§ Stored data:
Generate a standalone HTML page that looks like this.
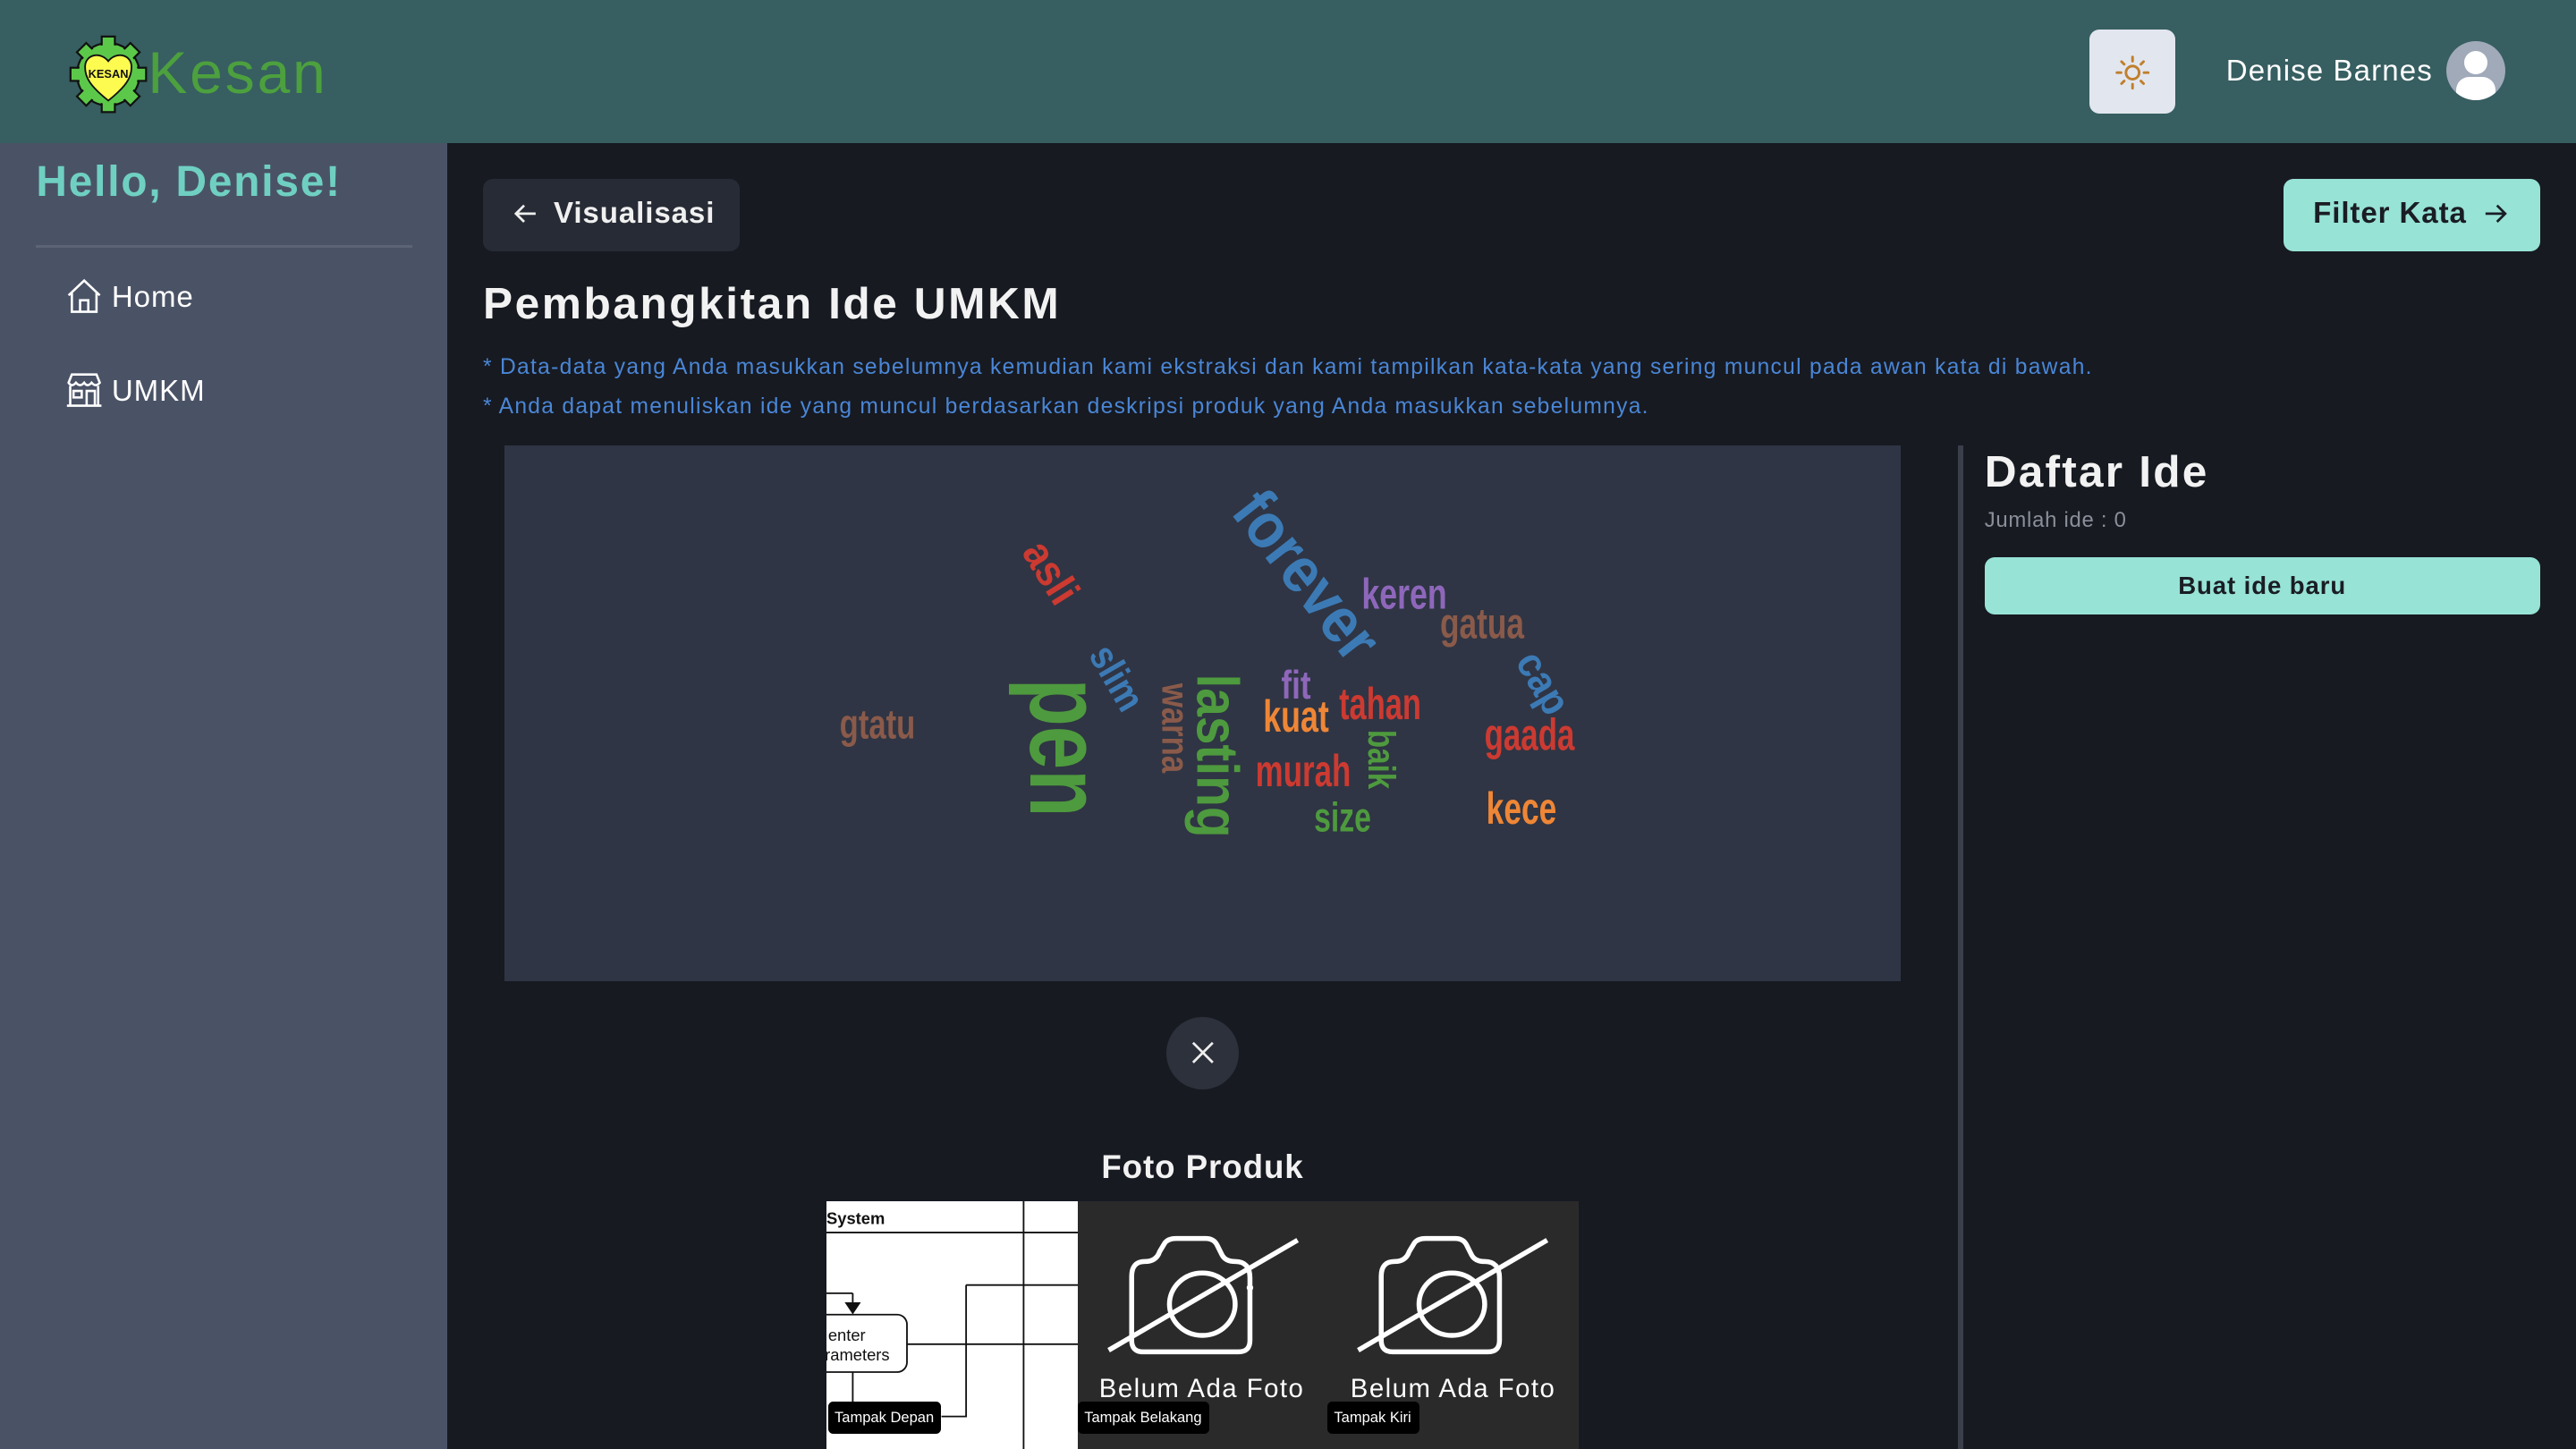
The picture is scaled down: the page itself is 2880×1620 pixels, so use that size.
<!DOCTYPE html>
<html><head><meta charset="utf-8">
<style>
*{margin:0;padding:0;box-sizing:border-box}
html,body{width:2880px;height:1620px;overflow:hidden;background:#171a21}
#w{position:relative;width:1568px;height:882px;zoom:1.836735;font-family:"Liberation Sans",sans-serif;background:#171a21;overflow:hidden}
.a{position:absolute}
.hd{left:0;top:0;width:1568px;height:87px;background:#375e61}
.sb{left:0;top:87px;width:272px;height:795px;background:#4a5366}
.wc{left:307px;top:271px;width:850px;height:326px;background:#2f3544}
.w{position:absolute;font-family:"Liberation Sans",sans-serif;font-weight:bold;white-space:nowrap;line-height:1;width:0;height:0}
.w span{position:absolute;left:0;top:0;display:block;transform-origin:0 0}
</style></head><body><div id="w">
<div class="a hd"></div>
<svg class="a" style="left:42px;top:21px" width="48" height="48" viewBox="0 0 48 48">
<g fill="#5cc84a" stroke="#111" stroke-width="1.2">
<circle cx="24" cy="24" r="19"/>
<rect x="20" y="1" width="8" height="7"/><rect x="20" y="40" width="8" height="7"/>
<rect x="1" y="20" width="7" height="8"/><rect x="40" y="20" width="7" height="8"/>
<rect x="20" y="1" width="8" height="7" transform="rotate(45 24 24)"/><rect x="20" y="40" width="8" height="7" transform="rotate(45 24 24)"/>
<rect x="1" y="20" width="7" height="8" transform="rotate(45 24 24)"/><rect x="40" y="20" width="7" height="8" transform="rotate(45 24 24)"/>
</g>
<circle cx="24" cy="24" r="18" fill="#5cc84a"/>
<path d="M24 40 C14 32 9 26 10 18 C11 12 19 10 24 16 C29 10 37 12 38 18 C39 26 34 32 24 40Z" fill="#fdfb4f" stroke="#111" stroke-width="1"/>
<text x="24" y="26" font-size="7" font-weight="bold" text-anchor="middle" fill="#111" font-family="Liberation Sans,sans-serif">KESAN</text>
</svg>
<div class="a" style="left:90px;top:24px;font-size:36px;color:#4ca03e;letter-spacing:1.5px">Kesan</div>
<div class="a" style="left:1272px;top:18px;width:52px;height:51px;background:#e2e6ee;border-radius:6px"></div>
<svg class="a" style="left:1287px;top:33px" width="22" height="22" viewBox="0 0 22 22" stroke="#c07f2c" stroke-width="1.6" fill="none" stroke-linecap="round">
<circle cx="11" cy="11" r="4"/><path d="M11 1.5v2.5M11 18v2.5M1.5 11h2.5M18 11h2.5M4.3 4.3l1.6 1.6M16.1 16.1l1.6 1.6M4.3 17.7l1.6-1.6M16.1 5.9l1.6-1.6"/></svg>
<div class="a" style="left:1355px;top:33px;font-size:18px;color:#fff;letter-spacing:0.6px">Denise Barnes</div>
<div class="a" style="left:1489px;top:25px;width:36px;height:36px;border-radius:50%;background:#a0aab9;overflow:hidden">
<div class="a" style="left:11px;top:6px;width:14px;height:14px;border-radius:50%;background:#fff"></div>
<div class="a" style="left:6px;top:22px;width:24px;height:14px;border-radius:8px 8px 4px 4px;background:#fff"></div></div>

<div class="a sb"></div>
<div class="a" style="left:22px;top:96px;font-size:26px;font-weight:bold;color:#6fd0c2;letter-spacing:1px">Hello, Denise!</div>
<div class="a" style="left:22px;top:149px;width:229px;height:2px;background:#5b6375"></div>
<svg class="a" style="left:40px;top:169px" width="23" height="23" viewBox="0 0 23 23" fill="none" stroke="#fff" stroke-width="1.4"><path d="M2 11 L11.5 2 L21 11 M4 9 V21 H19 V9 M9 21 V14 H14 V21"/></svg>
<div class="a" style="left:68px;top:171px;font-size:18px;color:#fff;letter-spacing:0.5px">Home</div>
<svg class="a" style="left:40px;top:226px" width="23" height="23" viewBox="0 0 23 23" fill="none" stroke="#fff" stroke-width="1.4"><path d="M2 7 L4 2 H19 L21 7 Q18.5 10 16 7 Q13.5 10 11.5 7 Q9 10 6.5 7 Q4 10 2 7Z M3 9 V21 H20 V9 M1 21 H22 M5 12 H10 V16 H5Z M13 21 V12 H18 V21"/></svg>
<div class="a" style="left:68px;top:228px;font-size:18px;color:#fff;letter-spacing:0.5px">UMKM</div>

<div class="a" style="left:294px;top:109px;width:156px;height:44px;background:#272b35;border-radius:6px"></div>
<svg class="a" style="left:313px;top:123px" width="14" height="14" viewBox="0 0 14 14" fill="none" stroke="#eee" stroke-width="1.5"><path d="M13 7H1M6 2L1 7L6 12"/></svg>
<div class="a" style="left:337px;top:120px;font-size:18px;font-weight:bold;color:#f0f0f0;letter-spacing:0.5px">Visualisasi</div>
<div class="a" style="left:1390px;top:109px;width:156px;height:44px;background:#97e3d6;border-radius:6px"></div>
<div class="a" style="left:1408px;top:120px;font-size:18px;font-weight:bold;color:#1a1d24;letter-spacing:0.5px">Filter Kata</div>
<svg class="a" style="left:1512px;top:123px" width="14" height="14" viewBox="0 0 14 14" fill="none" stroke="#1a1d24" stroke-width="1.5"><path d="M1 7H13M8 2L13 7L8 12"/></svg>

<div class="a" style="left:294px;top:169px;font-size:27px;font-weight:bold;color:#f2f2f2;letter-spacing:1.4px">Pembangkitan Ide UMKM</div>
<div class="a" style="left:294px;top:216px;font-size:13.4px;color:#4a86d6;letter-spacing:0.7px">* Data-data yang Anda masukkan sebelumnya kemudian kami ekstraksi dan kami tampilkan kata-kata yang sering muncul pada awan kata di bawah.</div>
<div class="a" style="left:294px;top:240px;font-size:13.4px;color:#4a86d6;letter-spacing:0.7px">* Anda dapat menuliskan ide yang muncul berdasarkan deskripsi produk yang Anda masukkan sebelumnya.</div>

<div class="a wc"></div>
<div class="w" style="left:637px;top:350px;font-size:24px;color:#cc3a31"><span style="transform:rotate(58deg) scale(1,1.1) translate(-50%,-60%)">asli</span></div>
<div class="w" style="left:792px;top:353px;font-size:36px;color:#3c7ab5"><span style="transform:rotate(52deg) scale(.97,1.1) translate(-50%,-60%)">forever</span></div>
<div class="w" style="left:855px;top:365px;font-size:24px;color:#8e67bb"><span style="transform:scale(.81,1.1) translate(-50%,-60%)">keren</span></div>
<div class="w" style="left:902px;top:383px;font-size:24px;color:#8a5a4a"><span style="transform:scale(.8,1.1) translate(-50%,-60%)">gatua</span></div>
<div class="w" style="left:937px;top:417px;font-size:23px;color:#3c7ab5"><span style="transform:rotate(60deg) scale(1,1.1) translate(-50%,-60%)">cap</span></div>
<div class="w" style="left:678px;top:414px;font-size:22px;color:#3c7ab5"><span style="transform:rotate(60deg) scale(.95,1.1) translate(-50%,-60%)">slim</span></div>
<div class="w" style="left:641px;top:455px;font-size:60px;color:#4e9a3e"><span style="transform:rotate(90deg) scale(.79,1.05) translate(-50%,-62%)">pen</span></div>
<div class="w" style="left:712px;top:443px;font-size:21px;color:#8a5a4a"><span style="transform:rotate(90deg) scale(.9,1.1) translate(-50%,-60%)">warna</span></div>
<div class="w" style="left:739px;top:460px;font-size:34px;color:#4e9a3e"><span style="transform:rotate(90deg) scale(.91,1.05) translate(-50%,-55%)">lasting</span></div>
<div class="w" style="left:789px;top:418px;font-size:22px;color:#8e67bb"><span style="transform:scale(.87,1.1) translate(-50%,-55%)">fit</span></div>
<div class="w" style="left:789px;top:438px;font-size:25px;color:#ef8636"><span style="transform:scale(.78,1.1) translate(-50%,-55%)">kuat</span></div>
<div class="w" style="left:840px;top:430px;font-size:25px;color:#cc3a31"><span style="transform:scale(.75,1.1) translate(-50%,-55%)">tahan</span></div>
<div class="w" style="left:839px;top:462px;font-size:21px;color:#4e9a3e"><span style="transform:rotate(90deg) scale(.86,1.1) translate(-50%,-55%)">baik</span></div>
<div class="w" style="left:793px;top:471px;font-size:25px;color:#cc3a31"><span style="transform:scale(.76,1.1) translate(-50%,-55%)">murah</span></div>
<div class="w" style="left:817px;top:501px;font-size:23px;color:#4e9a3e"><span style="transform:scale(.8,1.1) translate(-50%,-62%)">size</span></div>
<div class="w" style="left:534px;top:444px;font-size:23px;color:#8a5a4a"><span style="transform:scale(.82,1.1) translate(-50%,-62%)">gtatu</span></div>
<div class="w" style="left:931px;top:451px;font-size:25px;color:#cc3a31"><span style="transform:scale(.76,1.1) translate(-50%,-62%)">gaada</span></div>
<div class="w" style="left:926px;top:494px;font-size:25px;color:#ef8636"><span style="transform:scale(.77,1.1) translate(-50%,-55%)">kece</span></div>

<div class="a" style="left:710px;top:619px;width:44px;height:44px;border-radius:50%;background:#2d313b"></div>
<svg class="a" style="left:725px;top:634px" width="14" height="14" viewBox="0 0 14 14" stroke="#eee" stroke-width="1.5"><path d="M1 1L13 13M13 1L1 13"/></svg>
<div class="a" style="left:632px;top:699px;width:200px;text-align:center;font-size:20px;font-weight:bold;color:#f2f2f2;letter-spacing:0.5px">Foto Produk</div>

<div class="a" style="left:503px;top:731px;width:153px;height:151px;background:#fff;overflow:hidden">
<svg width="153" height="151" viewBox="0 0 153 151" fill="none" stroke="#111" stroke-width="1">
<path d="M0 19H153M120 0V151M16 56V66M85 51H153M85 51V131H70M0 56H16M0 87H153M16 98V131"/>
<path d="M12 62L16 68L20 62Z" fill="#111"/>
<rect x="-6" y="69" width="55" height="35" rx="6" fill="#fff"/>
<text x="0" y="14" font-size="10" font-weight="bold" fill="#111" stroke="none" font-family="Liberation Sans,sans-serif">System</text>
<text x="1" y="85" font-size="10" fill="#111" stroke="none" font-family="Liberation Sans,sans-serif">enter</text>
<text x="-1" y="97" font-size="10" fill="#111" stroke="none" font-family="Liberation Sans,sans-serif">rameters</text>
</svg></div>
<div class="a" style="left:656px;top:731px;width:305px;height:151px;background:#2a2a2a"></div>
<svg class="a" style="left:672px;top:752px" width="125" height="75" viewBox="0 0 125 75" fill="none" stroke="#fff" stroke-width="3">
<path d="M25 16 Q32 16 34 10 L37 5 Q39 2 44 2 H62 Q67 2 69 6 L72 12 Q74 16 80 16 Q89 16 89 26 V64 Q89 71 82 71 H24 Q17 71 17 64 V25 Q17 16 25 16Z"/>
<ellipse cx="60" cy="42" rx="20" ry="19"/><path d="M3 70 L118 3"/><circle cx="89" cy="32" r="0.5"/></svg>
<svg class="a" style="left:824px;top:752px" width="125" height="75" viewBox="0 0 125 75" fill="none" stroke="#fff" stroke-width="3">
<path d="M25 16 Q32 16 34 10 L37 5 Q39 2 44 2 H62 Q67 2 69 6 L72 12 Q74 16 80 16 Q89 16 89 26 V64 Q89 71 82 71 H24 Q17 71 17 64 V25 Q17 16 25 16Z"/>
<ellipse cx="60" cy="42" rx="20" ry="19"/><path d="M3 70 L118 3"/></svg>
<div class="a" style="left:669px;top:836px;font-size:16px;color:#fff;letter-spacing:0.8px">Belum Ada Foto</div>
<div class="a" style="left:822px;top:836px;font-size:16px;color:#fff;letter-spacing:0.8px">Belum Ada Foto</div>
<div class="a" style="left:504px;top:853px;width:69px;height:20px;background:#000;border-radius:3px;color:#fff;font-size:9px;line-height:20px;padding-left:4px">Tampak Depan</div>
<div class="a" style="left:656px;top:853px;width:80px;height:20px;background:#000;border-radius:3px;color:#fff;font-size:9px;line-height:20px;padding-left:4px">Tampak Belakang</div>
<div class="a" style="left:808px;top:853px;width:56px;height:20px;background:#000;border-radius:3px;color:#fff;font-size:9px;line-height:20px;padding-left:4px">Tampak Kiri</div>

<div class="a" style="left:1192px;top:271px;width:3px;height:611px;background:#3a3f4a"></div>
<div class="a" style="left:1208px;top:271px;font-size:27px;font-weight:bold;color:#f2f2f2;letter-spacing:1.2px">Daftar Ide</div>
<div class="a" style="left:1208px;top:309px;font-size:13px;color:#8a8f99;letter-spacing:0.4px">Jumlah ide : 0</div>
<div class="a" style="left:1208px;top:339px;width:338px;height:35px;background:#97e3d6;border-radius:6px;text-align:center;line-height:35px;font-size:15px;font-weight:bold;color:#1a1d24;letter-spacing:0.5px">Buat ide baru</div>
</div></body></html>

§ Exercise instructions: Show each line holding the word "page".

§ Reply to the exercise:
Generate a standalone HTML page that looks like this.
The picture is scaled down: the page itself is 2880×1620 pixels, so use that size.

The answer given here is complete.